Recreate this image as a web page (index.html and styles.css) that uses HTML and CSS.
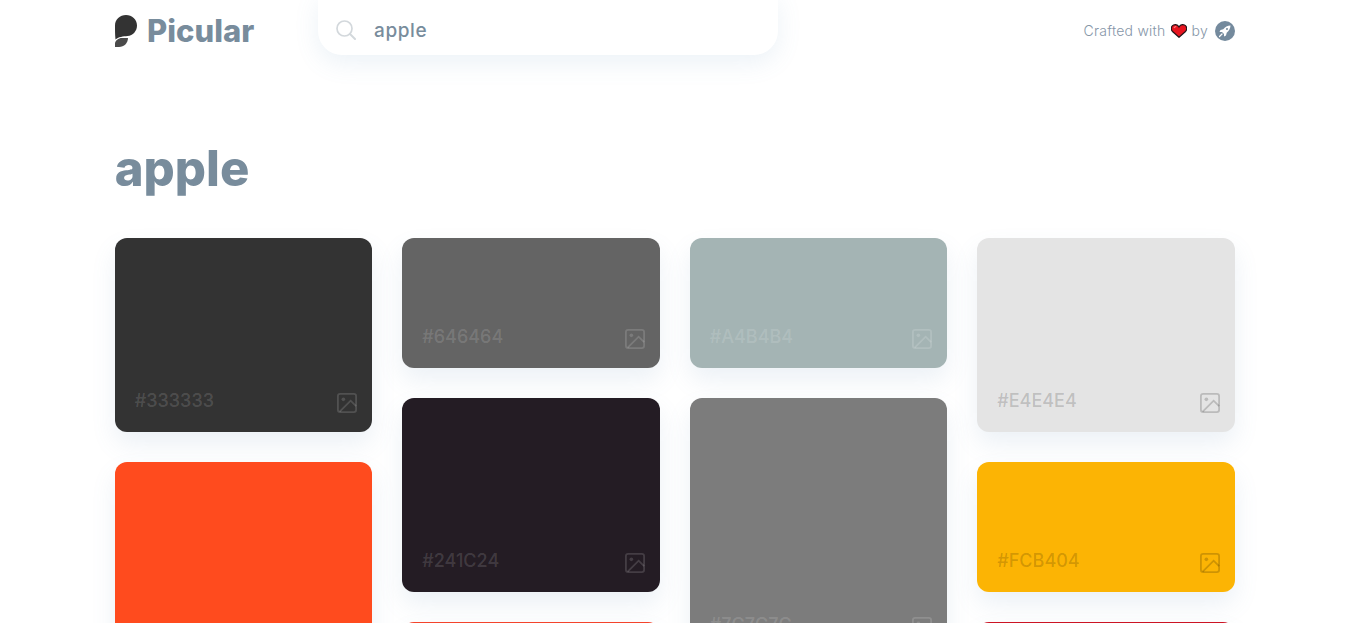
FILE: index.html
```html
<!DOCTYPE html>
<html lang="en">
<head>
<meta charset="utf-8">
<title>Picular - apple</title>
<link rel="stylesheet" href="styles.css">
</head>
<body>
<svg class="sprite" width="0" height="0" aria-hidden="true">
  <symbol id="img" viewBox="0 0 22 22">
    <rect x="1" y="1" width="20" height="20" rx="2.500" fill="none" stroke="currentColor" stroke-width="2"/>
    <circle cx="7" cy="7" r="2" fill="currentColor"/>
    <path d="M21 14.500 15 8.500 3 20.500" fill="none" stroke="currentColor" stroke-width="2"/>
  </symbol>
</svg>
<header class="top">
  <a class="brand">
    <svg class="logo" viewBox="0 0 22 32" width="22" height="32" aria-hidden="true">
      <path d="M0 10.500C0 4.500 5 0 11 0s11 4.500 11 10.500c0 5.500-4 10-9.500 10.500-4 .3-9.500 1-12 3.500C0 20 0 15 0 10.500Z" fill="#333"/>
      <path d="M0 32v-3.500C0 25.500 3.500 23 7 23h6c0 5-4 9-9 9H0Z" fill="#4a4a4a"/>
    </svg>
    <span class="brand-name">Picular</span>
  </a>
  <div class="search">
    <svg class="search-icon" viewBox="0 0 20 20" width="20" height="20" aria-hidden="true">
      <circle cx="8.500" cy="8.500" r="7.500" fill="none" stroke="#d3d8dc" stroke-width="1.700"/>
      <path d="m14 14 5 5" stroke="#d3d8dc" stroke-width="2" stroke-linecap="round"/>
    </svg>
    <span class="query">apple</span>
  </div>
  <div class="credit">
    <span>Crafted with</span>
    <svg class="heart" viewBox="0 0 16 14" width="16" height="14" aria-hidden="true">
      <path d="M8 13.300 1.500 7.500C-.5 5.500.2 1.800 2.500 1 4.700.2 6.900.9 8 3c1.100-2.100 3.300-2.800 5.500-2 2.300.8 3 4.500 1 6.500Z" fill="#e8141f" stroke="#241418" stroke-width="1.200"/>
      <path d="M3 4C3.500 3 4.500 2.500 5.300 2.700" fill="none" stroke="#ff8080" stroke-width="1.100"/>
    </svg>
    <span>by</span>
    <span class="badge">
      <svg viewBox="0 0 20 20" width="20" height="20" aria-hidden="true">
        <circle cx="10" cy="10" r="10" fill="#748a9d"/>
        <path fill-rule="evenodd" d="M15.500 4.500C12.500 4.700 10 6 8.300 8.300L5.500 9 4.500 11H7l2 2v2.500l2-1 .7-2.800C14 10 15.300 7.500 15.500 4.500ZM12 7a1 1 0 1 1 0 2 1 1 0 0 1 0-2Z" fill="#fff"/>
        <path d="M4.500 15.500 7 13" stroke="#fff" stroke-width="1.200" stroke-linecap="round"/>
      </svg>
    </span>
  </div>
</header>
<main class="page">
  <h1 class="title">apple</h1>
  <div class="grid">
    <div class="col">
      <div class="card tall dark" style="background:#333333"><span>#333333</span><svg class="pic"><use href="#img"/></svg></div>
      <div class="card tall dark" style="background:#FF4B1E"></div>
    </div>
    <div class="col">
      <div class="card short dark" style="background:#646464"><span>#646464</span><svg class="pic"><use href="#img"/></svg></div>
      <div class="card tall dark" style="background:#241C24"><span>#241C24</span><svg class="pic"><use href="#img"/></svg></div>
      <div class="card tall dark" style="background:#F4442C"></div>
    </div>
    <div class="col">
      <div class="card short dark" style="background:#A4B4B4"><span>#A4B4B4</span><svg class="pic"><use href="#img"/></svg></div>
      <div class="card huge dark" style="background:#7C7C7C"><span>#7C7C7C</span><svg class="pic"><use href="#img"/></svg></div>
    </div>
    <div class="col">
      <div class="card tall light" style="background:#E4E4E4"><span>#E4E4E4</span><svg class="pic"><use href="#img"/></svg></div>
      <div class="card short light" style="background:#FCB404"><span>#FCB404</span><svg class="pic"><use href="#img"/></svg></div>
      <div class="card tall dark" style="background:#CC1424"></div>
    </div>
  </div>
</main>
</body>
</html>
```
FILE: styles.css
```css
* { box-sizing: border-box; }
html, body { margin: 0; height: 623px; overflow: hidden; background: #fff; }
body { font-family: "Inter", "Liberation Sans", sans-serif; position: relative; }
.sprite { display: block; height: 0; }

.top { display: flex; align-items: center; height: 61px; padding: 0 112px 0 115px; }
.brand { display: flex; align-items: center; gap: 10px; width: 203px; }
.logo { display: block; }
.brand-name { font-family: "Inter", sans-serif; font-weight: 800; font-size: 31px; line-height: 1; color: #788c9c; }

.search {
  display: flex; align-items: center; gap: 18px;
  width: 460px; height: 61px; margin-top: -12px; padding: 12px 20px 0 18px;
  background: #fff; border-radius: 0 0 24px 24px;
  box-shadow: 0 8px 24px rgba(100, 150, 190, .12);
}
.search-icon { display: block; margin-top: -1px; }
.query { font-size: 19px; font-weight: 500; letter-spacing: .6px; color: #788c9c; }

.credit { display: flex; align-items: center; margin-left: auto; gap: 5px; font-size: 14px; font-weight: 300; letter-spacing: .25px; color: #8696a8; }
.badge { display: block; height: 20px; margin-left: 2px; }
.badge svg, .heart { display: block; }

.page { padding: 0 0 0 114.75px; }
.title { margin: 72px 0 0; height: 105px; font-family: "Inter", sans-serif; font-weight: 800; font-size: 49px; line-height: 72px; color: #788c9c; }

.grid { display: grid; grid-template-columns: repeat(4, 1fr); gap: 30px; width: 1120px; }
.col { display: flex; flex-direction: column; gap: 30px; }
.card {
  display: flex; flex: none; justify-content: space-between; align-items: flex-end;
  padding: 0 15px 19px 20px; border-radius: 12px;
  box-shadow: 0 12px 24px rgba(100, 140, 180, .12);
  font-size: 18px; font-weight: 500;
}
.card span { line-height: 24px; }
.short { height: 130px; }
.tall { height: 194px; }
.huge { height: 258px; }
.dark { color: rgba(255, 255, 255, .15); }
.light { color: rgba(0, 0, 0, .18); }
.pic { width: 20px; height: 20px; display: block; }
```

┄┄┄┄┄┄

» What this task involves
Locate and copy each line in the data above that includes the word "page".

» Answer for the task
Recreate this image as a web page (index.html and styles.css) that uses HTML and CSS.
<main class="page">
.page { padding: 0 0 0 114.75px; }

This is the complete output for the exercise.